Henry240: My argument follows the legitimate concerns raised by Agaugust on the quality of the exercise at Amani II.
In terms of actual operations would African countries such as Nigeria learn anything new, i highly doubt that. However in terms of cohesion with other partner nations from other African Blocs, sure. The exercise provides us the opportunity to work with the South-Africans, Angolans, Namibians, Algerians, Ugandans, Kenyans et al.
The essence of Amani Africa is to better prepare African forces to face any challenge they would require military force and to respond to these challenges in the shortest possible time.
I do not feel in practical African combat scenarios that we would require............. infact given the sort of conflicts we have faced over the past 15 years, no scenario would play out like the exercise demonstration at the end of Amani II. Mali, N.E Nigeria insurgency, the Insurgency in Egypt sinai, Uganda, Somalia insurgency, not even against M23.
You hold exercises like that if there is an actual threat of "little green men". Sure the demonstration is good for the cameras and threads like this, but in actual real african combat I doubt it.
I think we should tailor our exercises to deal with the threats we face. I don't think Amani Africa II delivers on operational requirements, what it actually delivers on is with "interoperability" between partner nations.
Amani Africa should be a yearly exercise.
which is exactly what we have been saying
Your job is to train your men how to fight Amani's role is to train them to fight together
And yes, considering that Nigeria does not conduct training operations of this size, I would say your men learnt allot (like how to use Chaka).
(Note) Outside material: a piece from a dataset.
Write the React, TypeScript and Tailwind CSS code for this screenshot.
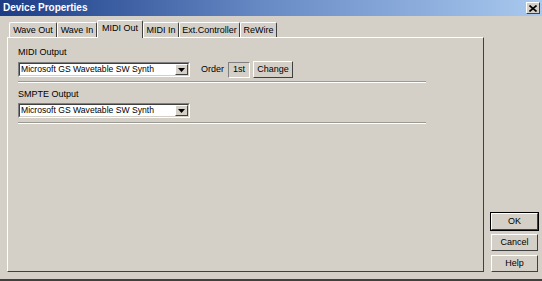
import React from 'react';

const font = { fontFamily: '"Liberation Sans", Arial, sans-serif' };

const tabs = [
  { label: 'Wave Out', w: 'w-[48px]' },
  { label: 'Wave In', w: 'w-[40px]' },
  { label: 'MIDI Out', w: 'w-[46px]', active: true },
  { label: 'MIDI In', w: 'w-[36px]' },
  { label: 'Ext.Controller', w: 'w-[61px]' },
  { label: 'ReWire', w: 'w-[37px]' },
];

function Tab({ label, w, active }: { label: string; w: string; active?: boolean }) {
  return (
    <div
      className={
        'relative flex items-center justify-center rounded-t-[2px] border-t border-l border-r border-t-white border-l-white border-r-[#404040] bg-[#d4d0c8] ' +
        w +
        (active ? ' z-10 h-[18px] -mb-px pb-[2px]' : ' h-[15px]')
      }
    >
      <span className="whitespace-nowrap text-[9px] leading-none text-black">{label}</span>
    </div>
  );
}

function Combo({ text }: { text: string }) {
  return (
    <div className="flex h-[15px] w-[172px] border border-t-[#808080] border-l-[#808080] border-r-white border-b-white">
      <div className="flex flex-1 items-center border border-t-[#404040] border-l-[#404040] border-r-[#d4d0c8] border-b-[#d4d0c8] bg-white pl-[1px]">
        <span className="flex-1 whitespace-nowrap text-[8.6px] leading-none text-black">{text}</span>
        <div className="flex h-full w-[13px] items-center justify-center border border-t-white border-l-white border-r-[#404040] border-b-[#404040] bg-[#d4d0c8]">
          <svg width="7" height="4" viewBox="0 0 7 4">
            <path d="M0 0h7L3.5 4z" fill="#000" />
          </svg>
        </div>
      </div>
    </div>
  );
}

function Etched() {
  return (
    <div className="w-[408px]">
      <div className="h-px bg-[#9a9892]" />
      <div className="h-px bg-white" />
    </div>
  );
}

function Button({ label, def }: { label: string; def?: boolean }) {
  return (
    <div
      className={
        'flex h-[17px] w-[47px] items-center justify-center border border-t-white border-l-white border-r-[#404040] border-b-[#404040] bg-[#d4d0c8] ' +
        (def ? 'outline outline-1 outline-black' : '')
      }
    >
      <span className="text-[9px] leading-none text-black">{label}</span>
    </div>
  );
}

export default function App() {
  return (
    <div className="flex h-[281px] w-[542px] flex-col border-b-2 border-b-[#404040] bg-[#d4d0c8]" style={font}>
      <div className="flex h-[16px] items-center justify-between bg-gradient-to-r from-[#1c3c86] via-[#6a8cc6] to-[#a9c9ee] pl-[3px] pr-[2px]">
        <span className="text-[10px] font-bold leading-none text-white">Device Properties</span>
        <div className="flex h-[12px] w-[14px] items-center justify-center border border-t-white border-l-white border-r-[#404040] border-b-[#404040] bg-[#d4d0c8]">
          <svg width="8" height="7" viewBox="0 0 8 7">
            <path d="M0.5 0.5l7 6M7.5 0.5l-7 6" stroke="#000" strokeWidth="1.6" />
          </svg>
        </div>
      </div>

      <div className="flex flex-1 pl-[7px] pt-[4px]">
        <div className="flex w-[477px] flex-col">
          <div className="flex h-[17px] items-end pl-[2px]">
            {tabs.map((t) => (
              <Tab key={t.label} {...t} />
            ))}
          </div>
          <div className="flex h-[235px] flex-col border border-t-white border-l-white border-r-[#404040] border-b-[#404040] pl-[10px] pt-[10px]">
            <span className="text-[9px] leading-none text-black">MIDI Output</span>
            <div className="mt-[4px] flex items-center">
              <Combo text="Microsoft GS Wavetable SW Synth" />
              <span className="ml-[11px] text-[9px] leading-none text-black">Order</span>
              <div className="ml-[4px] flex h-[16px] w-[22px] items-center justify-center border border-t-[#808080] border-l-[#808080] border-r-white border-b-white">
                <span className="text-[9px] leading-none text-black">1st</span>
              </div>
              <div className="ml-[3px] flex h-[17px] w-[40px] items-center justify-center border border-t-white border-l-white border-r-[#404040] border-b-[#404040]">
                <span className="text-[9px] leading-none text-black">Change</span>
              </div>
            </div>
            <div className="mt-[3px]">
              <Etched />
            </div>
            <span className="mt-[7px] text-[9px] leading-none text-black">SMPTE Output</span>
            <div className="mt-[4px]">
              <Combo text="Microsoft GS Wavetable SW Synth" />
            </div>
            <div className="mt-[4px]">
              <Etched />
            </div>
          </div>
        </div>
        <div className="flex flex-1 flex-col items-center justify-end gap-[4px] pb-[7px] pl-[3px]">
          <Button label="OK" def />
          <Button label="Cancel" />
          <Button label="Help" />
        </div>
      </div>
    </div>
  );
}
And yes, combat would play out like that - unless you never expect to ever attack the enemy ever.
iblawi: I believe this guy has proved to you that most of your technology is from Europe and not what you people claim. If Europeans bought SA companies it means they are ready to make their money and name grow and they are ready to put in what ever technology it takes to achieve their aim.
The questions you should ask yourself are:
what were these companies producing before the white bought them over?
What were they exporting before European companies bought them?
How well were these companies known before they were bought?
Which country have they ever exported any thing to before the companies were bought?
Just sit down and ask yourself questions before you claim anything as yours.
iblawi: Most of them moved to sambisa when the fight became serious.
My point exactly (apologies for editing your post - i did take the time to read it all).
No one is saying that there is no urban combat happening
What we are saying is:
1. The MAJORITY of the combat is not urban combat 2. Urban combat is small-unit (company at biggest) orientated, its not suitable for training a BATTALION of men*
*take a look at the combat in syria, you dont see whole brigades moving around conducting operations - you see a couple dozen men, maybe some armor in support running around, while a couple of blocks away another disjointed group of men try do their own thing.
If you are focusing on COHESION and MANEUVER urban training is pointless because urban warfare is known percisely for: its lack of cohesion and maneuver
Henry240: The Fightings in Kidal, Timbucktu, Gao and other Malian cities were what exactly?
Most of the engagements the Nigerian military has had with insurgents have been FIBUA and in close quarters, street-level figthings in urban areas and villages.
I'm really not in the mood to engage you in something you are clearly ignorant of.
As for the un-necessary abuse & gang-up on Agaugust, I find it rather unfortunate. Agaugust made important...... very important intelligent observations.
African militaries currently engaged in operations are not fighting an enemy in wide open fields, the engagements have all been street-level. We do not face a "Russia style" threat, I don't see why the training exercise would mirror that of an enemy you face in wide open fields.
Amani Africa II is in response to the lackluster deployment of African troops to Mali. The enemy in Mali fought in built up areas. We as Africans should learn to do things right, especially in the first instance, as we do not have the money or resources to afford making a mistake.
Henry120
You quite obviously have no idea what you are talking about.
1. FIBUA is small unit tactics - responsibility is on donor nations to ensure that they are prepared for that 2. Terrain is irrelevant the idea is to see whether the Brigade can co-ordinate multi-faceted combat operations- responsibility is on donor nations to ensure that their men are prepped to fight in the terrain type.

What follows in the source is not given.